Funding: Insurance Institute for Highway Safety
A strong association has been established between alcohol use and motor vehicle collisions (MVCs), primarily based on emergency department (ED) studies.1 Less is known about cannabis use and MVC or the interaction of cannabis with alcohol and other drugs as a risk factor for crash. The principal psychoactive component of cannabis, delta-9-tetra-hydrocannabinol (THC), has been found to significantly impair attention, reaction time, hand-eye coordination, decision making and concentration, as well as driving performance.2 The risk for MVC with cannabis, as the most commonly used drug worldwide, and cannabis with alcohol, as the most common co-ingestion, is of particular concern in the current legal environment: 25 states and the District of Columbia (DC) have enacted legislation to decriminalize marijuana for medical use, four of those states and DC have legalized marijuana for recreational use, another four states are likely to do so by the end of the year, and initiatives are pending in others.3 The small amount of available literature suggests that cannabis increases crash risk and that cannabis and alcohol have a potentially more-than-additive effect on driving.
Most of the existing literature, however, examines either MVCs in which no injury occurred, or only fatal crashes,5 in which detailed information about quantity and context of cannabis use cannot be captured. Between 2004 and 2011, the Drug Abuse Warning Network (DAWN) data found a 100% increase in the number of ED visits related to cannabis use alone and a 62% increase in visits for cannabis use in combination with other drugs.6 Data from the U.S. Healthcare Cost and Utilization Project (HCUP) found that cannabis- related ED visits increased by 68% from 2007 to 2012 (and alcohol-related ED visits by 49%).7 Overall, there has been a steady growth in cannabis-related healthcare utilization suggesting consequences of use are worse now than in the past.8 Therefore, this proposal aims to:
1) Examine the prevalence of cannabis use, patterns and context of use among adult drivers presenting after MVC to the ED of Oregon Health & Science University (OHSU) in Portland, OR.
Hypotheses: 1a) The prevalence of cannabis alone and combined with alcohol will be high in this population and will increase over the course of the study, as cannabis markets mature and normalization increases after legalization for recreational use; 1b) Context of use will reflect increasing normalization of cannabis use (e.g., during commercial activities) and allow us to characterize risk across a wide variety of activities.
2) Using case-control and case-crossover designs, estimate the relative risk (RR) of MVC for cannabis use alone an in combination with alcohol, after controlling for context of injury and other drug use.
Hypothesis: 2a) Risk of MVC will be greater with cannabis use prior to driving compared to no cannabis use, and greater with combined use of cannabis and alcohol compared to cannabis use alone.
3) Analyze the dose-response relationship of cannabis and alcohol use for risk of MVC, quantifying the amount of use through a) serum ∆-9-THC and ethanol levels on arrival in the ED, and b) interviews regarding use of cannabis (e.g., type, mode of delivery, relative potency, estimated amount) and alcohol, both usual use and use within 6 hours before the crash, exploring the interaction of usual use on the dose-response relationship.
Hypotheses: 3a): A dose-response relationship for cannabis use will be observed among MVC patients.

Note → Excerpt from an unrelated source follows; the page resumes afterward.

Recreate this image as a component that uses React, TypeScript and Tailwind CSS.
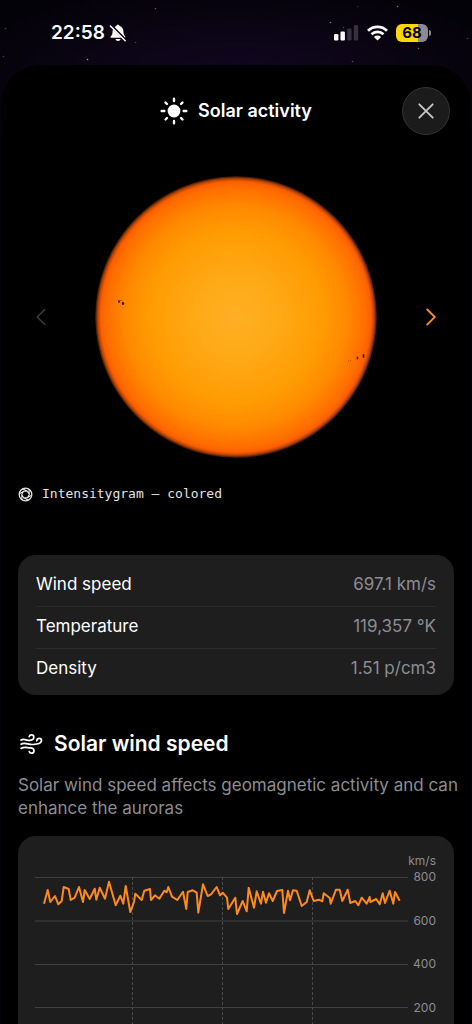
import React from "react";

const readings = [
  { label: "Wind speed", value: "697.1 km/s" },
  { label: "Temperature", value: "119,357 °K" },
  { label: "Density", value: "1.51 p/cm3" },
];

const axisLabels = ["800", "600", "400", "200"];

const windSpeedPoints =
  "9,26.7 12.7,13 15.3,25 20,19 23.3,27.3 26.7,24 28.7,10 33.7,12 35.7,23 39.7,20.7 44,10 48,25 49.7,13 54.7,22 59.7,11.7 61.3,22.7 64.7,10.7 70,21.7 74,4.7 80.7,28.3 85.3,18.7 88.3,26.7 90.7,9 95.3,35 99,25 100.3,16.7 106.7,23 109.3,13.7 115,12 116,23 120,18.3 124.3,21.7 129.3,13.7 131.7,15.3 133.3,10 137,19.7 142.3,23 148,14.7 151.3,32 152.7,15 157.7,13.3 161.7,15.7 163.3,35.7 168,7.3 172.7,19 176,17.3 181.7,10 185,18.3 187.7,15.7 192,20.7 193.3,32 200.3,20.7 202,37 207.7,24 211.7,34.3 213.7,10.7 219,30.7 221.7,14.3 226,26.7 228,14.7 231,25.7 234,16.3 237.7,24 242,14 247.3,13 249,36 253,13.7 255,23.3 258,13.3 261.7,13.7 266.7,29 271.7,25 274.7,13.3 278.7,24 284,22.7 287.3,24.3 288.7,16.3 294.7,21 295.7,26.7 301,12.7 304.7,12.7 307.3,24 312.7,12.7 315.3,26 320.3,24 323.3,28.3 326.7,20.7 331.7,26.7 334.7,20 335.3,25 341.3,22 344.7,27.3 347.7,16.3 350,26 354.7,13.7 358.3,26.7 360,15 364.7,23.7";

const stars = [
  [5, 28, 0.25],
  [3, 56, 0.25],
  [87, 59, 0.6],
  [155, 8, 0.35],
  [135, 42, 0.25],
  [397, 6, 0.5],
  [357, 6, 0.2],
  [330, 22, 0.5],
  [343, 27, 0.25],
  [418, 48, 0.4],
  [352, 61, 0.3],
  [467, 38, 0.25],
];

function StarField() {
  return (
    <svg className="absolute inset-x-0 top-0 h-28 w-full" viewBox="0 0 472 112" preserveAspectRatio="xMidYMin slice" aria-hidden="true">
      {stars.map(([x, y, o]) => (
        <circle key={`${x}-${y}`} cx={x + 0.5} cy={y + 0.5} r="0.8" fill="#fff" opacity={o} />
      ))}
    </svg>
  );
}

function BellOff() {
  return (
    <svg width="18" height="18" viewBox="0 0 18 18" aria-hidden="true">
      <path
        d="M9 .8c.9 0 1.500.6 1.600 1.300 2.400.7 3.700 2.600 3.800 5.100.1 2.900.5 3.800 1.700 5 .5.500.5 1.600-.6 1.600H2.500c-1.100 0-1.100-1.100-.6-1.600 1.200-1.200 1.600-2.100 1.700-5 .1-2.500 1.400-4.400 3.800-5.100C7.500 1.400 8.100.8 9 .8Z"
        fill="#fff"
      />
      <path d="M6.400 15h5.200c-.3 1.300-1.200 2-2.600 2s-2.300-.7-2.600-2Z" fill="#fff" />
      <path d="M2 1.500 17.200 16.700" stroke="#0a0512" strokeWidth="2.800" />
      <path d="M1.400 2 16.200 16.800" stroke="#fff" strokeWidth="1.500" strokeLinecap="round" />
    </svg>
  );
}

function Signal() {
  return (
    <svg width="25" height="16" viewBox="0 0 25 16" aria-hidden="true">
      <rect x="0" y="9" width="4.400" height="6.500" rx="1.200" fill="#fff" />
      <rect x="6.500" y="6.500" width="4.400" height="9" rx="1.200" fill="#fff" />
      <rect x="13.200" y="3.500" width="4.400" height="12" rx="1.200" fill="#37303f" />
      <rect x="19.800" y="0" width="4.400" height="15.500" rx="1.200" fill="#37303f" />
    </svg>
  );
}

function Wifi() {
  return (
    <svg width="21" height="16" viewBox="0 0 21 16" aria-hidden="true">
      <g fill="none" stroke="#fff" strokeWidth="2.700">
        <path d="M1 5.700a13.600 13.600 0 0 1 19 0" />
        <path d="M4.500 9.300a8.700 8.700 0 0 1 12 0" />
      </g>
      <path d="M10.500 15.500 6.900 11.900a5.200 5.200 0 0 1 7.200 0Z" fill="#fff" />
    </svg>
  );
}

function Battery() {
  return (
    <div className="flex items-center gap-px" role="img" aria-label="Battery 68 percent">
      <div className="flex h-[18px] w-8 items-center justify-center rounded-md bg-linear-to-r from-[#ffd60a] from-68% to-[#8e8a93] to-68% text-[15px] leading-none font-bold text-black">
        68
      </div>
      <div className="h-1.5 w-0.5 rounded-r-full bg-[#8e8a93]" />
    </div>
  );
}

function SunIcon() {
  return (
    <svg width="28" height="28" viewBox="0 0 28 28" aria-hidden="true">
      <circle cx="14" cy="14" r="6.400" fill="#fff" />
      <g stroke="#fff" strokeWidth="2.400" strokeLinecap="round">
        <path d="M14 1.700v2.300M14 24v2.300M1.700 14h2.600M23.700 14h2.600M5.500 5.500l1.500 1.500M21 21l1.500 1.500M5.500 22.500 7 21M21 7l1.500-1.500" />
      </g>
    </svg>
  );
}

function WindIcon() {
  return (
    <svg width="26" height="24" viewBox="0 0 26 24" fill="none" stroke="#fff" strokeWidth="1.700" strokeLinecap="round" strokeLinejoin="round" aria-hidden="true">
      <path d="M3 8c3.500-2 5.500.8 9 .4 2.700-.3 3.800-1.700 3.800-3.200 0-1.400-1-2.300-2.300-2.300-1.200 0-2 .7-2.300 1.700" />
      <path d="M3 12.200c4-2.300 6.800.5 12 .3 5-.2 8.500-1.400 8.500-3.900 0-1.300-1-2.200-2.200-2.200-1.500 0-2.400 1-2.500 2.400" />
      <path d="M3 16.400c3.500-2 6-.6 9.200-.6 2.400 0 3.800 1.100 3.800 2.900 0 1.500-1.100 2.500-2.500 2.500-1.200 0-2-.7-2.300-1.700" />
    </svg>
  );
}

function ApertureIcon() {
  return (
    <svg width="15" height="15" viewBox="0 0 15 15" fill="none" stroke="#e4e4e4" strokeWidth="1.100" strokeLinecap="round" aria-hidden="true">
      <circle cx="7.500" cy="7.500" r="6.300" strokeWidth="1.300" />
      <path d="M5.600 4.200h3.800l1.900 3.300-1.900 3.300H5.600L3.700 7.500ZM9.400 4.200 5 1.900M11.300 7.500 11 2.500M9.400 10.800l4.200-2.700M5.600 10.800l4.400 2.300M3.700 7.500l.3 5M5.600 4.200 1.400 6.900" />
    </svg>
  );
}

function SunDisc() {
  return (
    <svg className="size-[282px]" viewBox="0 0 282 282" role="img" aria-label="The Sun, colored intensitygram">
      <defs>
        <radialGradient id="disc">
          <stop offset="0" stopColor="#ffb026" />
          <stop offset="0.3" stopColor="#ffa915" />
          <stop offset="0.6" stopColor="#ff9c03" />
          <stop offset="0.78" stopColor="#ff8a00" />
          <stop offset="0.92" stopColor="#ff6e00" />
          <stop offset="0.96" stopColor="#fb5f00" />
          <stop offset="0.98" stopColor="#b84403" />
          <stop offset="0.995" stopColor="#4a1c02" />
          <stop offset="1" stopColor="#1a0900" />
        </radialGradient>
      </defs>
      <circle cx="141" cy="141" r="141" fill="url(#disc)" />
      <g fill="#431300">
        <ellipse cx="24" cy="125.500" rx="0.900" ry="1.600" />
        <ellipse cx="28" cy="127.500" rx="1.200" ry="1.800" />
        <circle cx="26" cy="124.500" r="0.700" opacity="0.6" />
        <ellipse cx="262.500" cy="182" rx="0.900" ry="1.600" />
        <ellipse cx="268.500" cy="180" rx="1" ry="1.900" />
        <circle cx="253.500" cy="185" r="0.500" opacity="0.5" />
        <circle cx="255.500" cy="184.500" r="0.500" opacity="0.5" />
      </g>
    </svg>
  );
}

function Chart() {
  return (
    <div className="rounded-[18px] bg-[#1e1e1e] pt-4 pr-[18px] pb-6 pl-[17px] text-[12px] text-[#8d8d93]">
      <div className="h-[25px] text-right leading-[18px]">km/s</div>
      <div className="flex h-[174px] gap-1">
        <svg className="h-full min-w-0 flex-1 overflow-visible" viewBox="0 0 373 174" preserveAspectRatio="none" role="img" aria-label="Solar wind speed over time">
          <g stroke="#414141" strokeWidth="1">
            {[0.5, 44, 87.5, 130.5, 174].map((y) => (
              <path key={y} d={`M0 ${y}H373`} vectorEffect="non-scaling-stroke" />
            ))}
          </g>
          <g stroke="#4a4a4a" strokeWidth="1" strokeDasharray="3 2">
            {[97.5, 187.5, 277.5].map((x) => (
              <path key={x} d={`M${x} 0V174`} vectorEffect="non-scaling-stroke" />
            ))}
          </g>
          <polyline points={windSpeedPoints} fill="none" stroke="#ff8a1c" strokeWidth="2" strokeLinejoin="round" vectorEffect="non-scaling-stroke" />
        </svg>
        <div className="-mt-2 grid h-full w-6 grid-rows-4 text-right leading-4">
          {axisLabels.map((label) => (
            <span key={label}>{label}</span>
          ))}
        </div>
      </div>
    </div>
  );
}

export default function App() {
  return (
    <div className="relative flex h-screen flex-col overflow-hidden bg-[#040209] bg-[radial-gradient(ellipse_60%_100px_at_50%_85px,#130722,#040209)] font-['Inter','Liberation_Sans',sans-serif] text-white">
      <StarField />
      <div className="relative flex h-[65px] shrink-0 items-center justify-between pr-[41px] pl-[51px]">
        <div className="flex items-center gap-1">
          <span className="text-[19px] leading-6 font-semibold">22:58</span>
          <BellOff />
        </div>
        <div className="flex items-center gap-2">
          <Signal />
          <Wifi />
          <Battery />
        </div>
      </div>

      <main className="relative mx-px min-h-0 flex-1 overflow-y-auto rounded-t-[40px] bg-black px-[17px] pt-[22px] [scrollbar-width:none]">
        <header className="grid h-12 grid-cols-[48px_1fr_48px] items-center px-1">
          <h1 className="col-start-2 flex items-center justify-center gap-2.5 text-[18px] leading-6 font-semibold">
            <SunIcon />
            Solar activity
          </h1>
          <button type="button" aria-label="Close" className="flex size-12 items-center justify-center rounded-full border border-[#333] bg-[#1b1b1b]">
            <svg width="16" height="16" viewBox="0 0 16 16" stroke="#c9c9c9" strokeWidth="1.800" strokeLinecap="round" aria-hidden="true">
              <path d="M1.300 1.300l13.400 13.400M14.700 1.300 1.300 14.700" />
            </svg>
          </button>
        </header>

        <section className="mt-[41px] flex items-center justify-between px-4">
          <button type="button" aria-label="Previous image" disabled className="flex h-10 w-3.5 items-center justify-center">
            <svg width="10" height="18" viewBox="0 0 10 18" fill="none" stroke="#3d3d3d" strokeWidth="1.600" strokeLinecap="round" strokeLinejoin="round" aria-hidden="true">
              <path d="M8.800 1.500 1.200 9l7.600 7.500" />
            </svg>
          </button>
          <SunDisc />
          <button type="button" aria-label="Next image" className="flex h-10 w-3.5 items-center justify-center">
            <svg width="10" height="18" viewBox="0 0 10 18" fill="none" stroke="#ff8a1c" strokeWidth="1.800" strokeLinecap="round" strokeLinejoin="round" aria-hidden="true">
              <path d="M1.200 1.500 8.800 9l-7.600 7.500" />
            </svg>
          </button>
        </section>

        <p className="mt-[26px] flex h-5 items-center gap-[9px] font-['DejaVu_Sans_Mono',monospace] text-[13px] text-[#e4e4e4]">
          <ApertureIcon />
          Intensitygram – colored
        </p>

        <dl className="mt-[51px] rounded-[18px] bg-[#1e1e1e] px-[18px] pt-2.5 pb-1 text-[17px]">
          {readings.map(({ label, value }) => (
            <div key={label} className="flex h-[42px] items-center justify-between border-b border-[#2b2b2b] pb-px last:border-transparent">
              <dt>{label}</dt>
              <dd className="text-[#8d8d93]">{value}</dd>
            </div>
          ))}
        </dl>

        <section className="mt-[37px]">
          <h2 className="flex h-6 items-center gap-2.5 text-[21px] font-semibold">
            <WindIcon />
            Solar wind speed
          </h2>
          <p className="-mr-2 mt-[18px] mb-4 text-[17px] leading-[23px] text-[#8d8d93]">
            Solar wind speed affects geomagnetic activity and can enhance the auroras
          </p>
          <Chart />
        </section>
      </main>
    </div>
  );
}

The dose-response interaction between alcohol and cannabis will be more pronounced than for either of the two substances alone, and will be more than additive; 3b) The dose-response relationship will be modified by usual use of cannabis and alcohol (e.g., frequency of high consumption occasions).
By recruiting participants from the ED, we focus on a population involved in clinically significant MVC’s likely to have caused injury, in quantities and in a setting that allows us to obtain detailed information about drug use, presenting a unique opportunity to examine the relationship between cannabis use and crash risk. While using a population control is likely not feasible for this research question, particularly given the requirement for obtaining biologic samples, using both case-control and case-crossover approaches together will allow us to evaluate for potential biases of either approach.